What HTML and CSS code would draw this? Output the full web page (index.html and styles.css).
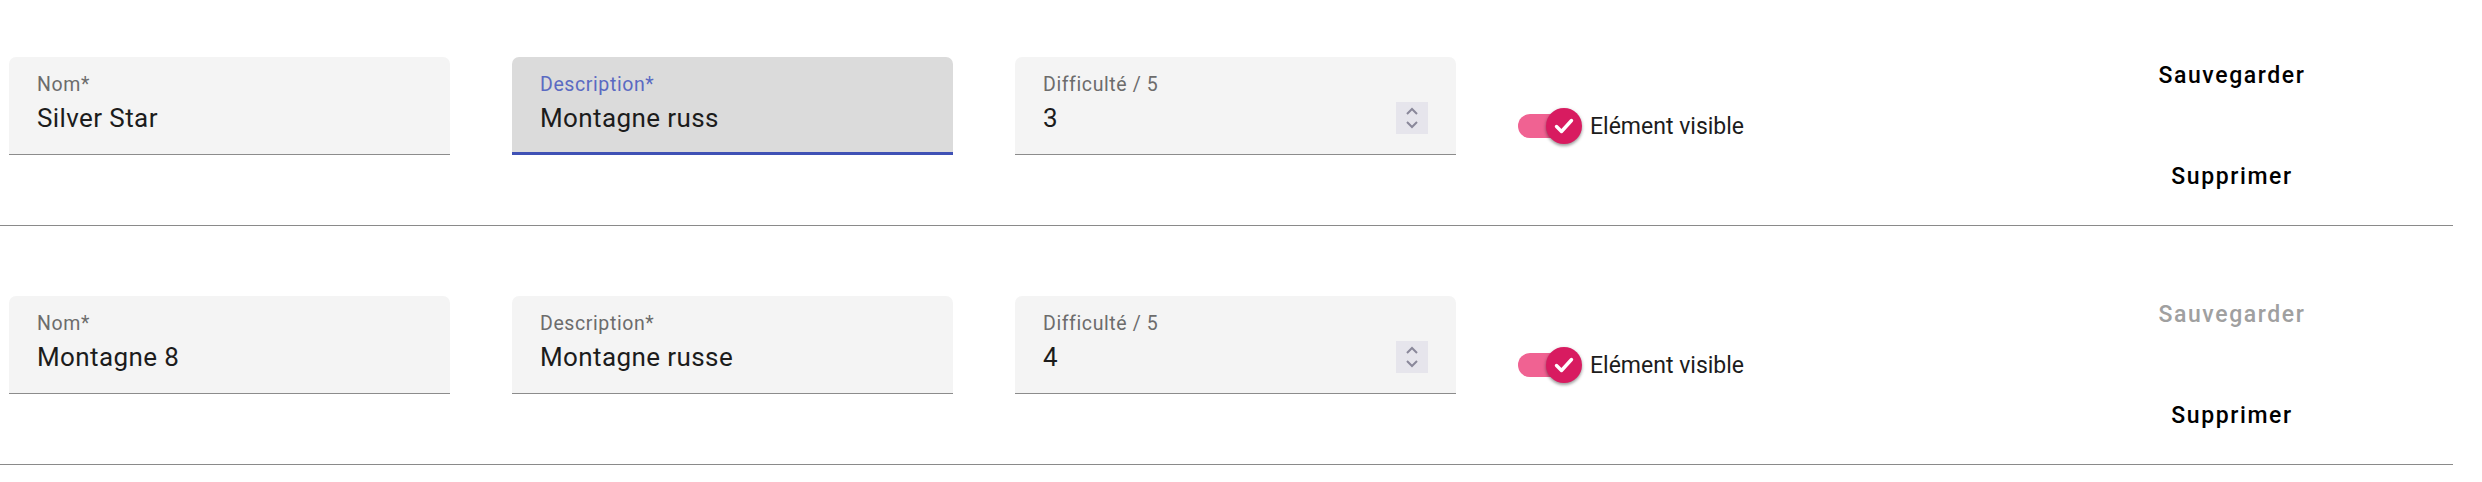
FILE: index.html
```html
<!DOCTYPE html>
<html lang="fr">
<head>
<meta charset="utf-8">
<title>Attractions</title>
<link rel="stylesheet" href="styles.css">
</head>
<body>
<div class="list">
  <div class="row">
    <div class="field-wrap">
      <div class="field">
        <div class="label">Nom*</div>
        <div class="value">Silver Star</div>
      </div>
    </div>
    <div class="field-wrap">
      <div class="field focused">
        <div class="label">Description*</div>
        <div class="value">Montagne russ</div>
      </div>
    </div>
    <div class="field-wrap">
      <div class="field">
        <div class="label">Difficulté / 5</div>
        <div class="value number"><span>3</span>
          <span class="spin"><svg width="14" height="22" viewBox="0 0 14 22"><path d="M2 7 L7 2 L12 7" fill="none" stroke="#8a889a" stroke-width="2"/><path d="M2 15 L7 20 L12 15" fill="none" stroke="#8a889a" stroke-width="2"/></svg></span>
        </div>
      </div>
    </div>
    <div class="toggle">
      <span class="track"><span class="thumb"><svg width="22" height="22" viewBox="0 0 22 22"><path d="M3.5 11.5 L8.5 16.5 L18.5 5.5" fill="none" stroke="#fff" stroke-width="3.4" stroke-linecap="round" stroke-linejoin="round"/></svg></span></span>
      <span class="toggle-label">Elément visible</span>
    </div>
    <div class="actions">
      <button class="btn">Sauvegarder</button>
      <button class="btn">Supprimer</button>
    </div>
  </div>
  <div class="row">
    <div class="field-wrap">
      <div class="field">
        <div class="label">Nom*</div>
        <div class="value">Montagne 8</div>
      </div>
    </div>
    <div class="field-wrap">
      <div class="field">
        <div class="label">Description*</div>
        <div class="value">Montagne russe</div>
      </div>
    </div>
    <div class="field-wrap">
      <div class="field">
        <div class="label">Difficulté / 5</div>
        <div class="value number"><span>4</span>
          <span class="spin"><svg width="14" height="22" viewBox="0 0 14 22"><path d="M2 7 L7 2 L12 7" fill="none" stroke="#8a889a" stroke-width="2"/><path d="M2 15 L7 20 L12 15" fill="none" stroke="#8a889a" stroke-width="2"/></svg></span>
        </div>
      </div>
    </div>
    <div class="toggle">
      <span class="track"><span class="thumb"><svg width="22" height="22" viewBox="0 0 22 22"><path d="M3.5 11.5 L8.5 16.5 L18.5 5.5" fill="none" stroke="#fff" stroke-width="3.4" stroke-linecap="round" stroke-linejoin="round"/></svg></span></span>
      <span class="toggle-label">Elément visible</span>
    </div>
    <div class="actions">
      <button class="btn" disabled>Sauvegarder</button>
      <button class="btn">Supprimer</button>
    </div>
  </div>
</div>
</body>
</html>
```

FILE: styles.css
```css
html, body {
  margin: 0;
  padding: 0;
  background: #ffffff;
  font-family: Roboto, "Liberation Sans", sans-serif;
  color: #1f1f1f;
  overflow: hidden;
}

.list {
  width: 2453px;
  margin-top: -13px;
}

.row {
  display: flex;
  align-items: center;
  gap: 62px;
  padding: 57px 121px 17px 9px;
  height: 164px;
  border-bottom: 1px solid #8a8a8a;
}

.field-wrap {
  width: 441px;
  height: 138px;
  flex: none;
}

.field {
  box-sizing: border-box;
  height: 98px;
  padding: 18px 28px 0 28px;
  background: #f4f4f4;
  border-radius: 7px 7px 0 0;
  border-bottom: 1px solid #8c8c8c;
}

.field.focused {
  background: #dbdbdb;
  border-bottom: 3px solid #3f51b5;
}

.label {
  font-size: 19.5px;
  line-height: 20px;
  color: #6c6c6c;
  letter-spacing: 0.6px;
}

.focused .label {
  color: #5a6ac2;
}

.value {
  margin-top: 8px;
  font-size: 26px;
  line-height: 30px;
  color: #1c1c1c;
  letter-spacing: 0.4px;
}

.value.number {
  display: flex;
  align-items: center;
  justify-content: space-between;
}

.spin {
  width: 32px;
  height: 32px;
  margin: -1px 0;
  background: #e6e5ec;
  display: flex;
  align-items: center;
  justify-content: center;
}

.toggle {
  display: flex;
  align-items: center;
  flex: none;
}

.track {
  position: relative;
  width: 63px;
  height: 24px;
  border-radius: 12px;
  background: #f06292;
}

.thumb {
  position: absolute;
  right: -1px;
  top: -6px;
  width: 36px;
  height: 36px;
  border-radius: 50%;
  background: #d81b60;
  box-shadow: 0 2px 3px rgba(0, 0, 0, 0.3), 0 1px 4px rgba(0, 0, 0, 0.15);
  display: flex;
  align-items: center;
  justify-content: center;
}

.toggle-label {
  margin-left: 9px;
  font-size: 23px;
  color: #1c1c1c;
}

.actions {
  margin-left: auto;
  width: 200px;
  display: flex;
  flex-direction: column;
  gap: 38px;
  flex: none;
}

.btn {
  height: 63px;
  border: none;
  background: transparent;
  font-family: Roboto, "Liberation Sans", sans-serif;
  font-weight: 500;
  font-size: 23px;
  letter-spacing: 1.6px;
  color: #000000;
  padding: 0;
  cursor: pointer;
}

.btn:disabled {
  color: #a0a0a0;
  cursor: default;
}
```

- [GIVEN TASK] Which lines hold the string "index"? Copy all of them from the data above.

- [FULL SOLUTION]
What HTML and CSS code would draw this? Output the full web page (index.html and styles.css).
FILE: index.html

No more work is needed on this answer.